フェイスタオルで体も拭いた。もうこんな小さい面積でちまちま体を隠すことは必要ない。
だって私は…
これから人間離れした脚力を発揮するのですから!
体育で習ったクラウチングスタート。裸で位置に付く。この時点で気が付けばよかったと今でも後悔でなりません。

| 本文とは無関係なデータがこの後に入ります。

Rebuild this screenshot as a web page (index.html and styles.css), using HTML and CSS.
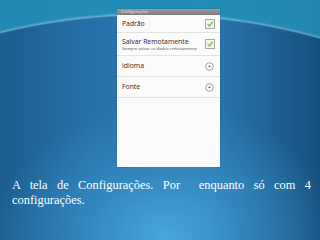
FILE: index.html
```html
<!DOCTYPE html>
<html lang="pt">
<head>
<meta charset="utf-8">
<link rel="stylesheet" href="styles.css">
</head>
<body>
<div class="slide">
  <div class="phone">
    <div class="titlebar">Configurações</div>
    <div class="row r1">
      <div class="label"><div class="title">Padrão</div></div>
      <span class="check"><svg viewBox="0 0 10 10" width="8" height="8"><path d="M2 5.2 L4.2 7.4 L8.4 2.2" fill="none" stroke="#7cc23a" stroke-width="1.6"/></svg></span>
    </div>
    <div class="row r2">
      <div class="label"><div class="title">Salvar Remotamente</div><div class="sub">Sempre salvar os dados remotamente</div></div>
      <span class="check"><svg viewBox="0 0 10 10" width="8" height="8"><path d="M2 5.2 L4.2 7.4 L8.4 2.2" fill="none" stroke="#7cc23a" stroke-width="1.6"/></svg></span>
    </div>
    <div class="row r3">
      <div class="label"><div class="title">idioma</div></div>
      <span class="drop"><svg viewBox="0 0 10 10" width="9" height="9"><circle cx="5" cy="5" r="4.2" fill="#fff" stroke="#8a8a8a" stroke-width="0.9"/><path d="M3.3 4.3 L6.7 4.3 L5 6.2 Z" fill="#555"/></svg></span>
    </div>
    <div class="row r3">
      <div class="label"><div class="title">Fonte</div></div>
      <span class="drop"><svg viewBox="0 0 10 10" width="9" height="9"><circle cx="5" cy="5" r="4.2" fill="#fff" stroke="#8a8a8a" stroke-width="0.9"/><path d="M3.3 4.3 L6.7 4.3 L5 6.2 Z" fill="#555"/></svg></span>
    </div>
  </div>
  <p class="caption">A tela de Configurações. Por &nbsp;enquanto só com 4 configurações.</p>
</div>
</body>
</html>
```
FILE: styles.css
```css
html, body {
  margin: 0;
  padding: 0;
}
body {
  width: 320px;
  height: 240px;
  overflow: hidden;
}
.slide {
  width: 320px;
  height: 240px;
  box-sizing: border-box;
  padding-top: 9px;
  display: flex;
  flex-direction: column;
  align-items: flex-start;
  background:
    radial-gradient(ellipse 611px 588px at 150px 600px, rgba(255,255,255,0) 99.3%, rgba(130,220,240,0.6) 99.6%, rgba(255,255,255,0) 100%),
    radial-gradient(ellipse 170px 130px at 165px 235px, rgba(72,168,222,0.95) 0%, rgba(60,150,205,0.6) 45%, rgba(40,120,180,0) 100%),
    radial-gradient(ellipse 611px 588px at 150px 600px, rgba(0,0,0,0) 99.6%, rgba(34,145,185,0.85) 100%),
    linear-gradient(90deg, #1c5e90 0%, #2772ab 30%, #2a78b2 65%, #17507f 100%);
}
.phone {
  margin-left: 117px;
  width: 103px;
  height: 158px;
  background: #fbfbfc;
  display: flex;
  flex-direction: column;
  font-family: "Noto Sans", "DejaVu Sans", sans-serif;
  color: #333;
  box-shadow: 0 0 1px rgba(0,0,0,0.3);
}
.titlebar {
  height: 6px;
  background: linear-gradient(#9a9a9a, #7a7a7a);
  color: #e8e8e8;
  font-size: 4px;
  line-height: 6px;
  padding-left: 4px;
}
.row {
  display: flex;
  align-items: center;
  justify-content: space-between;
  padding: 0 5px 0 5px;
  border-bottom: 1px solid #e2e2e2;
}
.r1 { height: 17px; }
.r2 { height: 22px; }
.r3 { height: 20px; }
.title {
  font-size: 6.8px;
  line-height: 8px;
}
.sub {
  font-size: 4.2px;
  line-height: 5px;
  color: #555;
}
.check {
  width: 8px;
  height: 8px;
  border: 1px solid #a8a8a8;
  background: #f4f4f4;
  display: flex;
  align-items: center;
  justify-content: center;
}
.drop {
  display: flex;
  width: 9px;
  height: 9px;
  margin-right: 1px;
}
.caption {
  margin: 11px 0 0 12px;
  width: 299px;
  font-family: "Liberation Serif", "DejaVu Serif", serif;
  font-size: 12.4px;
  line-height: 15px;
  color: #fff;
  text-align: justify;
}
```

視界には二階へと続く居間のドア…これをくぐれば私は生まれ変われる!きっと、この努力は面白いって思える!…なんてアホなことを考えながらカウントを取り始める。
3…
2…
1…
私はチーター!(今だけ)人類最速の小学生!
走り出した私!もちろん素っ裸!
居間の大人たちの視線が痛い気がするけどきっと気のせい!
今の私は最速チーター、残像しか見えてないはずだわ!さぁ、居間のドアを潜り抜けたらそこはエデン…
ドゴーーーーーン!!!
…一瞬頭にものすごい衝撃が走ったと思ったら、気が付いたら裸でドアの前に倒れこんでいる自分。
「あ…アレ?あ…えっと…」
今まで談笑していた雰囲気が一瞬にして凍り付く。
来ていたお客さんはお父さんの取引先の社長さん。お年玉2万円もくれた人。
「えーっと…アハハ…
着替え…忘れちゃって…
…こんばん…わああぁぁぁぁぁぁぁああぁ(号泣ダッシュ)!」
後ろで聞こえるのは大人たちの苦笑いと、お母さんの高笑いだけ…。後にその時の状況を、お母さんが教えてくれました。
「あの時ね~、まさか裸で突っ込んでくるとは思わなかったわ!
この子何するんだろう、と思って見てたらドアに突進していってさ~!本当、漫画みたいにドアにぶつかって倒れこんだときはさすがに笑っちゃったわ、ごめんね~!」
どうやらあの時私はチーターになりきれてなかったようです。普通に全部見えていたそうです。人間、パニックになった時こそ冷静に考えなければいけないということを学んだ、小学4年生の冬の出来事でした…。